Although this is a fact that everyone would agree with if asked, and it is a fact that historians constantly study in their own way (i.e. not doing all the philological research needed...), it is not a fact that is acknowledged in many of the studies which I read.

This knowledge, that information was available in antiquity orally, and in a formulaic manner, has a direct bearing on the study of midrash. Midrashic knowledge seems also, like the encyclopedic notes, be a corpus of knowledge comprised of small textual unites which are learned by heart. These textual units are attached to biblical verses, i.e. to each verse a textual unit is attached, which explains or interprets the verse.

I’ll give an example with which I am busy at the moment (I will lecture about it in the SBL in London in the beginning of July).

When The Holy One Blessed be He stood and said “I am the Lord your God” (Deut. 5:6) the mountains were shaken and the hills falling apart. And the Tabor came from Beit-Elim, and the Carmel from Aspamia, as it is said “As I live, said the King, whose name is the Lord of hosts, surely like Tabor among the mountains, and like Carmel by the sea, so shall he come” (Jer. 46:18), the one saying 'I was called' and the other was saying 'I was called'. When they heard from His mouth “who brought you out of Egypt” each of them stayed in its place saying – He only talked about those whom He brought out of Egypt.

(The underlined section is that one that will be reused in the later midrash; I will refer to it as the orally transmitted midrashic unit)


The point of this passage is that the mountains make the mistake of thinking that the event which God declares here is of a small-scale, because it is only intended to those coming out of Egypt, and therefore worthless, and they stop competing on the job.

A similar narrative is found in Genesis Rabba:

“Why are you shaken, mountains with bumps” (Ps. 68:17)...

Rabbi Yose explained that this verse is about the mountains:

When the Holy One Blessed be He prepared to give the Torah in Sinai, the mountains started running and debating with each other, the one saying: the Torah is given on me, the other saying: the Torah is given on me

The Tabor came from Beit-Elim, and the Carmel from Aspamia, as it is said “As I live, said the King, whose name is the Lord of hosts, surely like Tabor among the mountains, and like Carmel by the sea, so shall he come” (Jer. 46:18), the one saying 'I was called' and the other was saying 'I was called'.

The Holy One blessed be he said: Why are you shaken, mountains of peaks”, all of you are mountains, but all of you have bumps; what does this mean?

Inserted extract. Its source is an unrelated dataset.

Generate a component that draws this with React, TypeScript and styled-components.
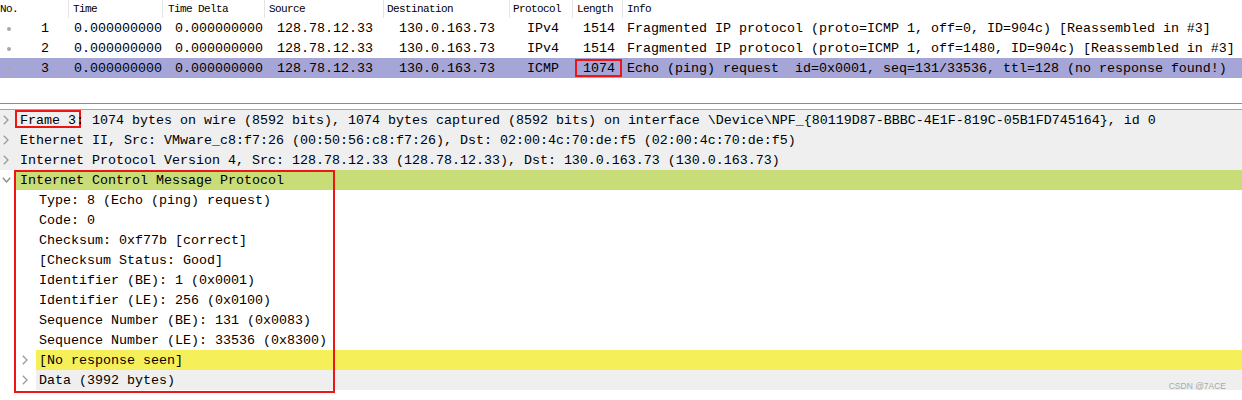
import React from 'react';
import styled, { createGlobalStyle } from 'styled-components';

const Global = createGlobalStyle`
  html, body { margin: 0; padding: 0; background: #fff; }
  body { font-family: "Liberation Mono", "DejaVu Sans Mono", monospace; color: #000; }
  * { box-sizing: border-box; }
`;

const RED = '#ee1515';
const COLS = '69px 94px 102px 119px 126px 63px 50px 1fr';

const Page = styled.div`
  position: relative;
  width: 1242px;
  height: 400px;
  overflow: hidden;
  display: flex;
  flex-direction: column;
`;

const PacketList = styled.div`
  height: 103px;
  display: flex;
  flex-direction: column;
`;

const HeaderRow = styled.div`
  display: grid;
  grid-template-columns: ${COLS};
  height: 18px;
  font-size: 11px;
  letter-spacing: -0.6px;
  line-height: 18px;
  color: #000;
`;

const HeaderCell = styled.div<{ $pad: number; $last?: boolean }>`
  padding-left: ${p => p.$pad}px;
  border-right: ${p => (p.$last ? 'none' : '1px solid #e4e4e4')};
  white-space: nowrap;
  overflow: hidden;
`;

const PacketRow = styled.div<{ $selected?: boolean }>`
  display: grid;
  grid-template-columns: ${COLS};
  height: 20px;
  font-size: 13.333px;
  line-height: 22px;
  background: ${p => (p.$selected ? '#a5a5d8' : '#fff')};
  white-space: pre;
`;

const NoCell = styled.div`
  display: flex;
  align-items: center;
  justify-content: space-between;
  padding-left: 7px;
  padding-right: 20px;
`;

const Dot = styled.span`
  width: 4px;
  height: 4px;
  border-radius: 50%;
  background: #a8a8a8;
`;

const Cell = styled.div<{ $pad?: number; $right?: number }>`
  padding-left: ${p => p.$pad ?? 0}px;
  padding-right: ${p => p.$right ?? 0}px;
  text-align: ${p => (p.$right !== undefined ? 'right' : 'left')};
  overflow: hidden;
  height: 20px;
`;

const MarkedCell = styled(Cell)`
  position: relative;
  overflow: visible;
  &::after {
    content: '';
    position: absolute;
    left: 2px;
    right: 1px;
    top: 1px;
    bottom: 1px;
    border: 2px solid ${RED};
  }
`;

const Divider = styled.div`
  height: 7px;
  border-top: 1px solid #8c8c8c;
  border-bottom: 1px solid #a4a4a4;
`;

const Tree = styled.div`
  display: flex;
  flex-direction: column;
  font-size: 13.333px;
`;

const TreeRow = styled.div<{ $rowBg?: string }>`
  display: flex;
  align-items: stretch;
  height: 20px;
  line-height: 22px;
  background: ${p => p.$rowBg ?? 'transparent'};
  white-space: pre;
`;

const Expander = styled.div<{ $width: number; $offset: number }>`
  width: ${p => p.$width}px;
  flex: none;
  display: flex;
  align-items: center;
  padding-left: ${p => p.$offset}px;
`;

const Label = styled.div<{ $bg?: string; $pad: number }>`
  flex: 1;
  height: 20px;
  background: ${p => p.$bg ?? 'transparent'};
  padding-left: ${p => p.$pad}px;
`;

const MarkedText = styled.span`
  position: relative;
  display: inline-block;
  height: 20px;
  &::after {
    content: '';
    position: absolute;
    left: -5px;
    right: 3px;
    top: 0;
    bottom: 2px;
    border: 2px solid ${RED};
  }
`;

const OnTop = styled.span`
  position: relative;
  z-index: 1;
`;

const Group = styled.div`
  position: relative;
  display: flex;
  flex-direction: column;
`;

const GroupBox = styled.div`
  position: absolute;
  left: 14px;
  top: 0;
  width: 321px;
  height: calc(100% + 3px);
  border: 2px solid ${RED};
  pointer-events: none;
`;

const Watermark = styled.div`
  position: absolute;
  right: 16px;
  bottom: 8px;
  font-family: "Liberation Sans", Arial, sans-serif;
  font-size: 8.5px;
  line-height: 12px;
  color: #a8a8a8;
`;

const ChevronRight = () => (
  <svg width="6" height="10" viewBox="0 0 6 10">
    <polyline points="0.8,0.8 5,5 0.8,9.2" fill="none" stroke="#9a9a9a" strokeWidth="1.3" />
  </svg>
);

const ChevronDown = () => (
  <svg width="9" height="6" viewBox="0 0 9 6">
    <polyline points="0.8,0.8 4.5,5 8.2,0.8" fill="none" stroke="#8a8a8a" strokeWidth="1.3" />
  </svg>
);

const headers: { label: string; pad: number }[] = [
  { label: 'No.', pad: 0 },
  { label: 'Time', pad: 4 },
  { label: 'Time Delta', pad: 5 },
  { label: 'Source', pad: 4 },
  { label: 'Destination', pad: 3 },
  { label: 'Protocol', pad: 3 },
  { label: 'Length', pad: 4 },
  { label: 'Info', pad: 4 },
];

const packets = [
  {
    no: '1', proto: 'IPv4', len: '1514',
    info: 'Fragmented IP protocol (proto=ICMP 1, off=0, ID=904c) [Reassembled in #3]',
  },
  {
    no: '2', proto: 'IPv4', len: '1514',
    info: 'Fragmented IP protocol (proto=ICMP 1, off=1480, ID=904c) [Reassembled in #3]',
  },
  {
    no: '3', proto: 'ICMP', len: '1074', selected: true,
    info: 'Echo (ping) request  id=0x0001, seq=131/33536, ttl=128 (no response found!)',
  },
];

const topRows = [
  'Ethernet II, Src: VMware_c8:f7:26 (00:50:56:c8:f7:26), Dst: 02:00:4c:70:de:f5 (02:00:4c:70:de:f5)',
  'Internet Protocol Version 4, Src: 128.78.12.33 (128.78.12.33), Dst: 130.0.163.73 (130.0.163.73)',
];

const icmpFields = [
  'Type: 8 (Echo (ping) request)',
  'Code: 0',
  'Checksum: 0xf77b [correct]',
  '[Checksum Status: Good]',
  'Identifier (BE): 1 (0x0001)',
  'Identifier (LE): 256 (0x0100)',
  'Sequence Number (BE): 131 (0x0083)',
  'Sequence Number (LE): 33536 (0x8300)',
];

export default function App() {
  return (
    <Page>
      <Global />
      <PacketList>
        <HeaderRow>
          {headers.map((h, i) => (
            <HeaderCell key={h.label} $pad={h.pad} $last={i === headers.length - 1}>
              {h.label}
            </HeaderCell>
          ))}
        </HeaderRow>
        {packets.map(p => (
          <PacketRow key={p.no} $selected={p.selected}>
            <NoCell>
              <Dot />
              <span>{p.no}</span>
            </NoCell>
            <Cell $pad={5}>0.000000000</Cell>
            <Cell $pad={12}>0.000000000</Cell>
            <Cell $pad={12}>128.78.12.33</Cell>
            <Cell $pad={15}>130.0.163.73</Cell>
            <Cell $pad={17}>{p.proto}</Cell>
            {p.selected ? (
              <MarkedCell $right={8}>{p.len}</MarkedCell>
            ) : (
              <Cell $right={8}>{p.len}</Cell>
            )}
            <Cell $pad={4}>{p.info}</Cell>
          </PacketRow>
        ))}
      </PacketList>
      <Divider />
      <Tree>
        <TreeRow $rowBg="#efefef">
          <Expander $width={16} $offset={3}>
            <ChevronRight />
          </Expander>
          <Label $pad={4}>
            <MarkedText>
              <OnTop>Frame 3:</OnTop>
            </MarkedText>
            {' 1074 bytes on wire (8592 bits), 1074 bytes captured (8592 bits) on interface \\Device\\NPF_{80119D87-BBBC-4E1F-819C-05B1FD745164}, id 0'}
          </Label>
        </TreeRow>
        {topRows.map(t => (
          <TreeRow key={t} $rowBg="#efefef">
            <Expander $width={16} $offset={3}>
              <ChevronRight />
            </Expander>
            <Label $pad={4}>{t}</Label>
          </TreeRow>
        ))}
        <Group>
          <TreeRow>
            <Expander $width={16} $offset={2}>
              <ChevronDown />
            </Expander>
            <Label $bg="#c8dd77" $pad={4}>Internet Control Message Protocol</Label>
          </TreeRow>
          {icmpFields.map(f => (
            <TreeRow key={f}>
              <Expander $width={36} $offset={0} />
              <Label $pad={3}>{f}</Label>
            </TreeRow>
          ))}
          <TreeRow>
            <Expander $width={36} $offset={22}>
              <ChevronRight />
            </Expander>
            <Label $bg="#f5f05a" $pad={3}>[No response seen]</Label>
          </TreeRow>
          <TreeRow>
            <Expander $width={36} $offset={22}>
              <ChevronRight />
            </Expander>
            <Label $bg="#efefef" $pad={3}>Data (3992 bytes)</Label>
          </TreeRow>
          <GroupBox />
        </Group>
      </Tree>
      <Watermark>CSDN @7ACE</Watermark>
    </Page>
  );
}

Like in the verse (Lev. 21:20) “one with a bump or one who is too thin”

on all of you idolatry is committed.

But the mountain of Sinai, on which there is no idolatry {is} “the mountain which God wanted for His dwelling”


The orally transmitted midrashic unit, which we saw in the Mekhilta, is found in Genesis Rabba also. But other than this passage, the two composition tell a different story, even though there are common lines in the stories.

The differences are first of all that the narratives are different - one is not a copy of the other. Secondly, both start their story (which in the midrash is almost always an explanation of a verse) from a different verse (Mekhilta with Deut. 5:6, GenR with Ps. 68:17); thirdly, the messages of the two stories are different: in the Mekhilta, the mountains misunderstand the importance of the giving of the Torah, and in Genesis Rabba it is the vanity of the mountains, each wanting the important event of giving the Torah to happen on it. So, the mountains in the Mekhilta are ignorants, and in Genesis Rabba - vain. Now, it is not that the mountains were not vain in the Mekhilta as well, but this was not the point of the story. It is also true that in some things the stories are similar, this is logical, because both have the Bible as their cultural canon; but as a rule, these are two different stories.

But what is interesting for our purpose, is that both are using the same textual unit which I call the orally transmitted midrashic unit. This tell me that this the orally transmitted midrashic unit was part of the cultural canon of the two societies which created the two stories. Perhaps this unit was written at some point on a paper or parchment, just as the encyclopedic notes were written sometimes on the edges of the Old English manuscripts.